SET PROBLEM>
Copy exactly the lines from the beginning of the data down to and including the line holding "const step = (Math.PI * 2) / slices.length;", without any pictures.

-- DATA EXCERPT start --

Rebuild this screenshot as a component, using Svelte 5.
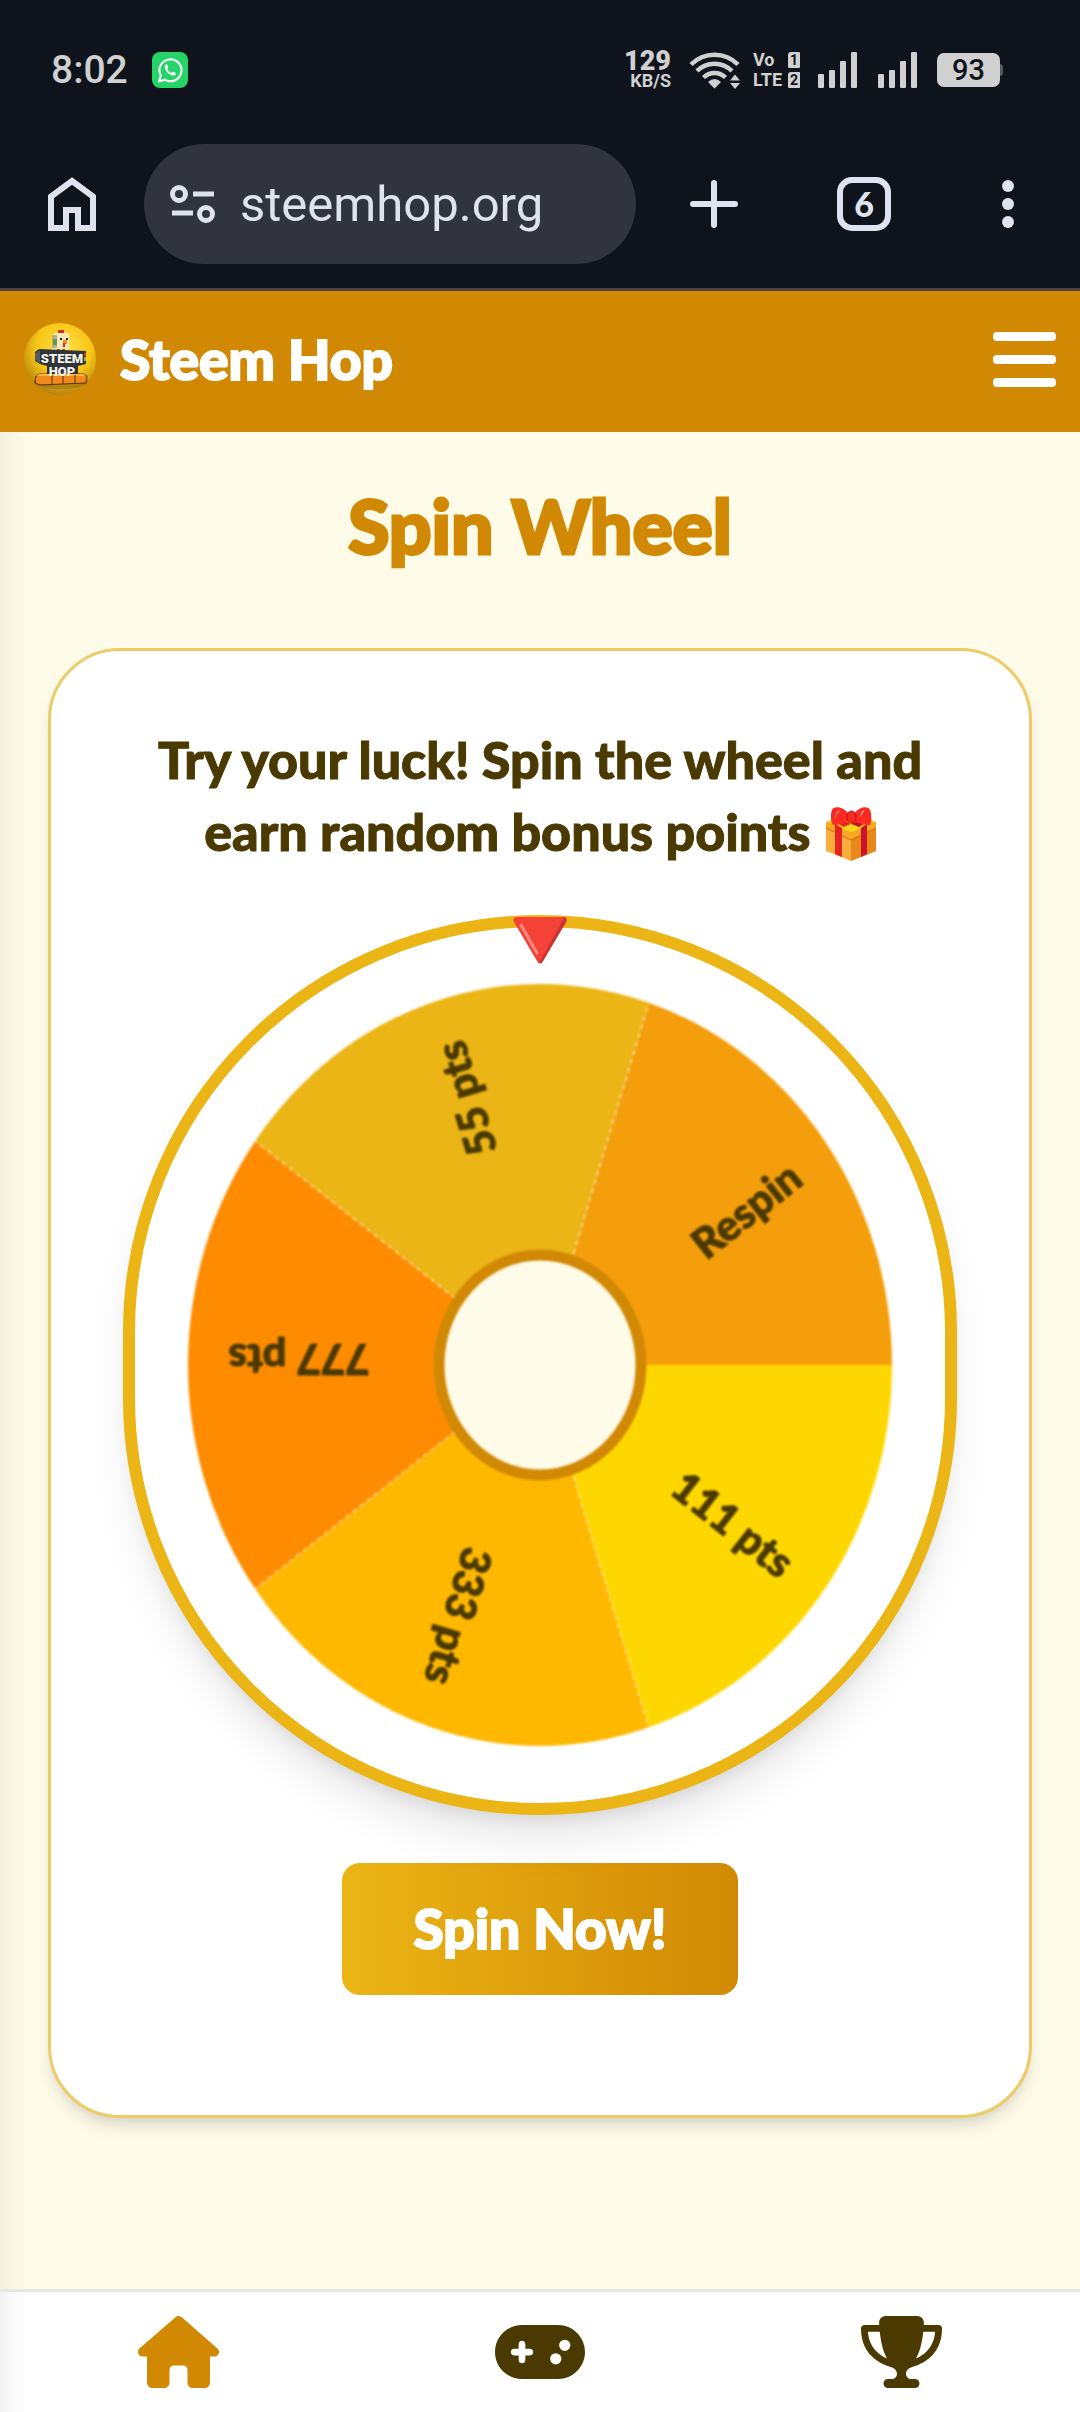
<script lang="ts">
  type Slice = { label: string; color: string };

  const slices: Slice[] = [
    { label: "111 pts", color: "#ffd700" },
    { label: "333 pts", color: "#ffb800" },
    { label: "777 pts", color: "#ff8c00" },
    { label: "55 pts", color: "#ebb515" },
    { label: "Respin", color: "#f59e0b" },
  ];

  // wheel is drawn slightly taller than wide
  const cx = 405;
  const cy = 438;
  const rx = 352;
  const ry = 381;
  const step = (Math.PI * 2) / slices.length;

  function point(angle: number, k = 1) {
    return [cx + Math.cos(angle) * rx * k, cy + Math.sin(angle) * ry * k];
  }

  function slicePath(i: number) {
    const [x1, y1] = point(i * step);
    const [x2, y2] = point((i + 1) * step);
    return `M${cx} ${cy}L${x1} ${y1}A${rx} ${ry} 0 0 1 ${x2} ${y2}Z`;
  }

  function labelTransform(i: number) {
    const [x, y] = point((i + 0.5) * step, 0.885);
    const deg = (Math.atan2(y - cy, x - cx) * 180) / Math.PI;
    return `translate(${x} ${y}) rotate(${deg})`;
  }

  const edges = [1, 2, 3, 4].map((i) => point(i * step));

  let address = $state("steemhop.org");
</script>

<div class="screen">
  <div class="status">
    <span class="time">8:02</span>
    <svg class="whatsapp" viewBox="0 0 36 36" width="36" height="36">
      <rect width="36" height="36" rx="8" fill="#25d366" />
      <path d="M7 29.500 8.800 23.500A11 11 0 1 1 13 27.800Z" fill="none" stroke="#fff" stroke-width="2" stroke-linejoin="round" />
      <path d="M14.300 12.200c-1 .4-1.700 1.600-1.500 3 .6 4 4.400 7.700 8.200 8.300 1.600.2 2.900-.6 3.200-2.300l-3.200-1.700-1.500 1.500c-2-.8-3.500-2.300-4.300-4.200l1.200-1.500-1.300-3.100z" fill="#fff" />
    </svg>

    <div class="indicators">
      <div class="speed"><b>129</b><span>KB/S</span></div>
      <svg class="wifi" viewBox="0 0 52 38" width="52" height="38">
        <g fill="none" stroke="#d0d0d0" stroke-width="4.500">
          <path d="M2 13.500a33 33 0 0 1 47 0" />
          <path d="M8 20a24.500 24.500 0 0 1 35 0" />
          <path d="M14.500 26.500a15.500 15.500 0 0 1 22 0" />
        </g>
        <path d="M19 31q6.500-6 13 0l-6.500 6.500zM41 29.500l5-6 5 6zM41 32l5 6 5-6z" fill="#d0d0d0" />
      </svg>
      <div class="volte">
        <span>Vo</span><i>1</i>
        <span>LTE</span><i>2</i>
      </div>
      {#each [1, 2] as sim (sim)}
        <svg class="signal" viewBox="0 0 39 36" width="39" height="36" fill="#d0d0d0">
          <rect y="22" width="6" height="14" rx="1" />
          <rect x="11" y="18" width="6" height="18" rx="1" />
          <rect x="22" y="9" width="6" height="27" rx="1" />
          <rect x="33" width="6" height="36" rx="1" />
        </svg>
      {/each}
      <div class="battery">93</div>
    </div>
  </div>

  <div class="toolbar">
    <button class="tool" aria-label="Home">
      <svg viewBox="0 0 48 54" width="48" height="54">
        <path d="M24 4 45 19.500V51H30V33H18V51H3V19.500Z" fill="none" stroke="#dfe2ef" stroke-width="6" />
      </svg>
    </button>
    <label class="omnibox">
      <svg viewBox="0 0 46 38" width="46" height="38" fill="none" stroke="#dfe2ef" stroke-width="5">
        <circle cx="9" cy="9" r="6.500" />
        <path d="M23 9h21M2 28h21" />
        <circle cx="36" cy="29" r="6.500" />
      </svg>
      <input type="text" aria-label="Address" bind:value={address} />
    </label>
    <div class="actions">
      <button class="tool" aria-label="New tab">
        <svg viewBox="0 0 48 48" width="48" height="48">
          <path d="M24 3v42M3 24h42" stroke="#dfe2ef" stroke-width="6" stroke-linecap="round" />
        </svg>
      </button>
      <button class="tool tabs" aria-label="Tabs">6</button>
      <button class="tool more" aria-label="More">
        <svg viewBox="0 0 12 48" width="12" height="48" fill="#dfe2ef">
          <circle cx="6" cy="6" r="6" />
          <circle cx="6" cy="24" r="6" />
          <circle cx="6" cy="42" r="6" />
        </svg>
      </button>
    </div>
  </div>

  <header>
    <a class="brand" href="#home">
      <svg viewBox="0 0 72 72" width="72" height="72">
        <defs>
          <radialGradient id="coin" cx="0.55" cy="0.35" r="0.7">
            <stop offset="0" stop-color="#ffe14a" />
            <stop offset="0.550" stop-color="#f7c615" />
            <stop offset="1" stop-color="#a8790f" />
          </radialGradient>
        </defs>
        <circle cx="36" cy="36" r="36" fill="url(#coin)" />
        <ellipse cx="37" cy="58" rx="27" ry="8" fill="#8a5a0a" opacity="0.400" />
        <path d="M34 7h6v5h-6z" fill="#d32f1c" />
        <path d="M28 12l4-2h13v15l-4 2H28z" fill="#f6e7b8" />
        <path d="M28 12h5v13h-5z" fill="#b9ae7c" />
        <path d="M29 16h4v6h-4z" fill="#5e9a58" />
        <path d="M36 15h2v2h-2zM42 15h2v2h-2z" fill="#222" />
        <path d="M39 17h4v4h-4z" fill="#f58a12" />
        <path d="M39 20h2v4h-2z" fill="#d32f1c" />
        <path d="M33 26h3v3h-3zM38 26h3v3h-3z" fill="#c4471a" />
        <path d="M11 29l4-3 47 2v13l-8 2v11H23V43l-7-2-5-3z" fill="#303337" />
        <path d="M11 30l5-3v13l-5-3z" fill="#55595d" />
        <path d="M60 30h2v3h-2z" fill="#d33" />
        <path d="M60 34h2v4h-2z" fill="#8bc34a" />
        <path d="M12 53l4-2h43l4 2-1 7-46 2-5-2z" fill="#f08a1c" stroke="#5d2d0a" stroke-width="1" />
        <path d="M12 53l4-2h43l3 2z" fill="#ffb545" />
        <path d="M28 52v9M39 52v9M51 52v8" stroke="#5d2d0a" stroke-width="1" />
        <text x="38" y="40" class="logo-text" font-size="13">STEEM</text>
        <text x="38" y="53" class="logo-text" font-size="13">HOP</text>
      </svg>
      <span>Steem Hop</span>
    </a>
    <button class="menu" aria-label="Menu"><span></span><span></span><span></span></button>
  </header>

  <main>
    <h1>Spin Wheel</h1>
    <section class="card">
      <p>
        Try your luck! Spin the wheel and<br />
        earn random bonus points
        <svg class="gift" viewBox="0 0 50 54" width="50" height="54">
          <path d="M0 15 25 10 50 15V44L25 54 0 44Z" fill="#f9ae3c" />
          <path d="M25 26 50 15V44L25 54Z" fill="#e8871a" />
          <path d="M0 15 25 5 50 15 25 26Z" fill="#fdc21a" />
          <path d="M0 15 25 26 50 15V21L25 33 0 21Z" fill="#f9a825" />
          <path d="M0 21 25 33 50 21" fill="none" stroke="#c96f10" stroke-width="1" />
          <path d="M9 17 16 21V50L9 47ZM8 14 15 12 25 17 18 20Z" fill="#e62222" />
          <path d="M41 17 35 21V50L41 47Z" fill="#d0102c" />
          <path d="M42 14 35 12 25 17 33 20Z" fill="#c8102e" />
          <path d="M16 21 25 17 34 21 25 25Z" fill="#ffd51c" />
          <path d="M24 8C18 0 8-2 6 3S5 18 8 18 19 17 24 13ZM27 8C32 0 42-2 44 3S46 18 43 18 32 17 27 13Z" fill="#fb2a22" />
          <path d="M9 12q1-8 5-9-4 4-5 9M34 10q1-6 5-7-3 4-5 7" fill="#fff" opacity="0.700" />
          <ellipse cx="25.500" cy="10" rx="4.500" ry="6" fill="#f92a22" stroke="#b80f1a" stroke-width="1" />
        </svg>
      </p>

      <div class="wheel">
        <svg class="pointer" viewBox="0 0 54 47" width="54" height="47">
          <path d="M3 0H51Q55 1 53 5L30 44Q27 49 24 44L1 5Q-1 1 3 0Z" fill="#f44336" />
          <path d="M51 0Q55 1 53 5L30 44Q28 47 26 46L50 3Z" fill="#c93434" />
          <path d="M8 8 24 36" stroke="#ff8a80" stroke-width="3" stroke-linecap="round" />
        </svg>
        <svg class="disc" viewBox="0 0 810 876">
          {#each slices as slice, i (slice.label)}
            <path d={slicePath(i)} fill={slice.color} />
          {/each}
          {#each edges as [x, y]}
            <line x1={cx} y1={cy} x2={x} y2={y} class="edge" />
          {/each}
          {#each slices as slice, i (slice.label)}
            <text class="label" transform={labelTransform(i)} y="21">{slice.label}</text>
          {/each}
          <ellipse {cx} {cy} rx="101" ry="110" fill="#fffbe9" stroke="#d18904" stroke-width="11" />
        </svg>
      </div>

      <button class="spin">Spin Now!</button>
    </section>
  </main>

  <nav>
    <a href="#home" class="active" aria-label="Home">
      <svg viewBox="0 0 576 512" width="81" height="72">
        <path d="M575.8 255.5c0 18-15 32.100-32 32.100h-32l.7 160.200c0 2.700-.2 5.400-.5 8.100V472c0 22.100-17.900 40-40 40H392c-22.100 0-40-17.900-40-40V384c0-17.700-14.300-32-32-32H256c-17.700 0-32 14.300-32 32v88c0 22.100-17.900 40-40 40H104c-22.100 0-40-17.900-40-40V287.600H32c-18 0-32-14-32-32.100c0-9 3-17 10-24L266.400 8c7-7 15-8 22-8s15 2 21 7L564.800 231.500c8 7 12 15 11 24z" />
      </svg>
    </a>
    <a href="#games" aria-label="Games">
      <svg viewBox="0 0 640 512" width="90" height="72">
        <path d="M192 64C86 64 0 150 0 256S86 448 192 448H448c106 0 192-86 192-192s-86-192-192-192H192zM496 168a40 40 0 1 1 0 80 40 40 0 1 1 0-80zM392 304a40 40 0 1 1 80 0 40 40 0 1 1 -80 0zM168 200c0-13.300 10.700-24 24-24s24 10.700 24 24v32h32c13.300 0 24 10.700 24 24s-10.700 24-24 24H216v32c0 13.300-10.700 24-24 24s-24-10.700-24-24V280H136c-13.300 0-24-10.700-24-24s10.700-24 24-24h32V200z" />
      </svg>
    </a>
    <a href="#leaders" aria-label="Leaderboard">
      <svg viewBox="0 0 576 512" width="81" height="72">
        <path d="M400 0H176c-26.500 0-48.100 21.800-47.100 48.200c.2 5.300 .4 10.600 .7 15.800H24C10.700 64 0 74.700 0 88c0 92.600 33.500 157 78.500 200.700c44.300 43.100 98.300 64.800 138.100 75.800c23.400 6.500 39.400 26 39.400 45.600c0 20.900-17 37.900-37.900 37.900H192c-17.700 0-32 14.300-32 32s14.300 32 32 32H384c17.700 0 32-14.300 32-32s-14.300-32-32-32H357.900C337 448 320 431 320 410.100c0-19.600 15.900-39.200 39.400-45.600c39.900-11 93.900-32.700 138.200-75.800C542.500 245 576 180.600 576 88c0-13.300-10.700-24-24-24H446.400c.3-5.200 .5-10.400 .7-15.800C448.100 21.800 426.500 0 400 0zM48.900 112h84.400c9.100 90.100 29.200 150.300 51.900 190.600c-24.900-11-50.800-26.500-73.200-48.300c-32-31.100-58-76-63-142.300zM464.100 254.300c-22.400 21.800-48.300 37.300-73.200 48.300c22.700-40.300 42.800-100.500 51.900-190.600h84.400c-5.100 66.300-31.100 111.200-63 142.300z" />
      </svg>
    </a>
  </nav>
</div>

<style>
  :global(body) {
    margin: 0;
    background: #fffbe9;
  }

  .screen {
    display: flex;
    flex-direction: column;
    min-height: 100vh;
    font-family: Lato, "Liberation Sans", sans-serif;
  }

  svg {
    display: block;
    flex-shrink: 0;
  }

  button {
    padding: 0;
    border: none;
    background: none;
    font-family: inherit;
    cursor: pointer;
  }

  .status {
    display: flex;
    align-items: center;
    height: 144px;
    padding: 0 80px 4px 51px;
    box-sizing: border-box;
    background: #0f131b;
    color: #d0d0d0;
    font-family: Roboto, sans-serif;
  }

  .time {
    font-size: 39px;
    font-weight: 500;
  }

  .whatsapp {
    margin-left: 24px;
  }

  .indicators {
    display: flex;
    align-items: center;
    margin-left: auto;
  }

  .speed {
    display: grid;
    justify-items: end;
    font-weight: 700;
  }

  .speed b {
    font-size: 27px;
    line-height: 22px;
  }

  .speed span {
    font-size: 18px;
    line-height: 18px;
  }

  .wifi {
    margin-left: 18px;
  }

  .volte {
    display: grid;
    grid-template-columns: 33px 12px;
    gap: 4px 2px;
    margin-left: 12px;
    font-size: 18px;
    font-weight: 700;
    line-height: 16px;
  }

  .volte i {
    border-radius: 3px 1px 1px 1px;
    background: #d0d0d0;
    color: #0f131b;
    font-size: 14px;
    font-style: normal;
    text-align: center;
  }

  .signal {
    margin-left: 18px;
  }

  .signal + .signal {
    margin-left: 21px;
  }

  .battery {
    position: relative;
    width: 63px;
    margin-left: 20px;
    border-radius: 7px;
    background: #d0d0d0;
    color: #0f131b;
    font-size: 29px;
    font-weight: 500;
    line-height: 34px;
    text-align: center;
  }

  .battery::after {
    content: "";
    position: absolute;
    top: 11px;
    left: 100%;
    width: 3px;
    height: 12px;
    border-radius: 0 3px 3px 0;
    background: #54585e;
  }

  .toolbar {
    display: flex;
    align-items: center;
    gap: 48px;
    height: 144px;
    padding: 0 66px 24px 48px;
    box-sizing: border-box;
    background: #0f131b;
  }

  .omnibox {
    display: flex;
    flex: 1;
    align-items: center;
    gap: 24px;
    min-width: 0;
    height: 120px;
    padding: 0 24px 0 26px;
    box-sizing: border-box;
    border-radius: 60px;
    background: #31343f;
  }

  .omnibox input {
    flex: 1;
    min-width: 0;
    padding: 0;
    border: none;
    outline: none;
    background: none;
    color: #dfe2ef;
    font-family: Roboto, sans-serif;
    font-size: 49px;
  }

  .actions {
    display: flex;
    align-items: center;
    gap: 99px;
    padding-left: 6px;
  }

  .tabs {
    width: 54px;
    height: 54px;
    border: 6px solid #dfe2ef;
    border-radius: 15px;
    color: #dfe2ef;
    font-size: 34px;
    font-weight: 900;
    line-height: 42px;
  }

  .more {
    padding-left: 12px;
  }

  header {
    display: flex;
    align-items: center;
    justify-content: space-between;
    height: 144px;
    padding: 0 24px 5px;
    box-sizing: border-box;
    border-top: 3px solid #4c453f;
    background: #d18904;
  }

  .brand {
    display: flex;
    align-items: center;
    gap: 24px;
    color: #fff;
    font-size: 55px;
    font-weight: 900;
    -webkit-text-stroke: 2px currentColor;
    text-decoration: none;
  }

  .logo-text {
    fill: #f4f4ee;
    font-family: Roboto, sans-serif;
    font-weight: 900;
    -webkit-text-stroke: 0;
    text-anchor: middle;
  }

  .menu {
    display: grid;
    gap: 14px;
    width: 63px;
  }

  .menu span {
    height: 9px;
    border-radius: 4px;
    background: #fff;
  }

  main {
    flex: 1;
    padding: 48px;
    background: linear-gradient(90deg, rgba(0, 0, 0, 0.05), rgba(0, 0, 0, 0.02) 12px, transparent 30px) #fffbe9;
  }

  h1 {
    margin: 0 0 78px;
    color: #d18904;
    font-size: 75px;
    font-weight: 900;
    -webkit-text-stroke: 3px currentColor;
    line-height: 90px;
    text-align: center;
  }

  .card {
    display: flex;
    flex-direction: column;
    align-items: center;
    gap: 48px;
    padding: 72px 72px 120px;
    border: 3px solid #ebcc68;
    border-radius: 72px;
    background: #fff;
    box-shadow:
      0 12px 18px -3px rgba(0, 0, 0, 0.1),
      0 6px 12px -6px rgba(0, 0, 0, 0.1);
  }

  p {
    margin: 0;
    color: #4a3900;
    font-size: 52px;
    font-weight: 900;
    -webkit-text-stroke: 1px currentColor;
    line-height: 72px;
    text-align: center;
  }

  .gift {
    display: inline-block;
    margin-left: 3px;
    vertical-align: -10px;
  }

  .wheel {
    position: relative;
    width: 100%;
    box-sizing: border-box;
    border: 12px solid #ebb515;
    border-radius: 9999px;
    background: #fff;
    box-shadow:
      0 30px 45px -9px rgba(0, 0, 0, 0.1),
      0 12px 18px -9px rgba(0, 0, 0, 0.1);
  }

  .pointer {
    position: absolute;
    top: -10px;
    left: calc(50% - 27px);
    z-index: 1;
  }

  .disc {
    width: 100%;
    height: auto;
    filter: blur(1px);
  }

  .edge {
    stroke: #fff;
    stroke-dasharray: 4 5;
    stroke-opacity: 0.5;
    stroke-width: 2;
  }

  .label {
    fill: #4a3900;
    stroke: #4a3900;
    stroke-linejoin: round;
    stroke-width: 1;
    font-size: 42px;
    font-weight: 900;
    text-anchor: end;
  }

  .spin {
    height: 132px;
    padding: 0 72px 3px;
    border-radius: 18px;
    background: linear-gradient(90deg, #ebb515, #d18904);
    color: #fff;
    font-size: 55px;
    font-weight: 900;
    -webkit-text-stroke: 2px currentColor;
  }

  nav {
    display: flex;
    align-items: center;
    justify-content: space-around;
    height: 123px;
    box-sizing: border-box;
    border-top: 3px solid #e6e6e6;
    background: linear-gradient(90deg, rgba(0, 0, 0, 0.05), rgba(0, 0, 0, 0.02) 12px, transparent 30px) #fff;
  }

  nav a {
    color: #4a3900;
  }

  nav a.active {
    color: #d18904;
  }

  nav svg {
    fill: currentColor;
  }
</style>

-- DATA EXCERPT end --

EXPECTED OUTPUT>
Rebuild this screenshot as a component, using Svelte 5.
<script lang="ts">
  type Slice = { label: string; color: string };

  const slices: Slice[] = [
    { label: "111 pts", color: "#ffd700" },
    { label: "333 pts", color: "#ffb800" },
    { label: "777 pts", color: "#ff8c00" },
    { label: "55 pts", color: "#ebb515" },
    { label: "Respin", color: "#f59e0b" },
  ];

  // wheel is drawn slightly taller than wide
  const cx = 405;
  const cy = 438;
  const rx = 352;
  const ry = 381;
  const step = (Math.PI * 2) / slices.length;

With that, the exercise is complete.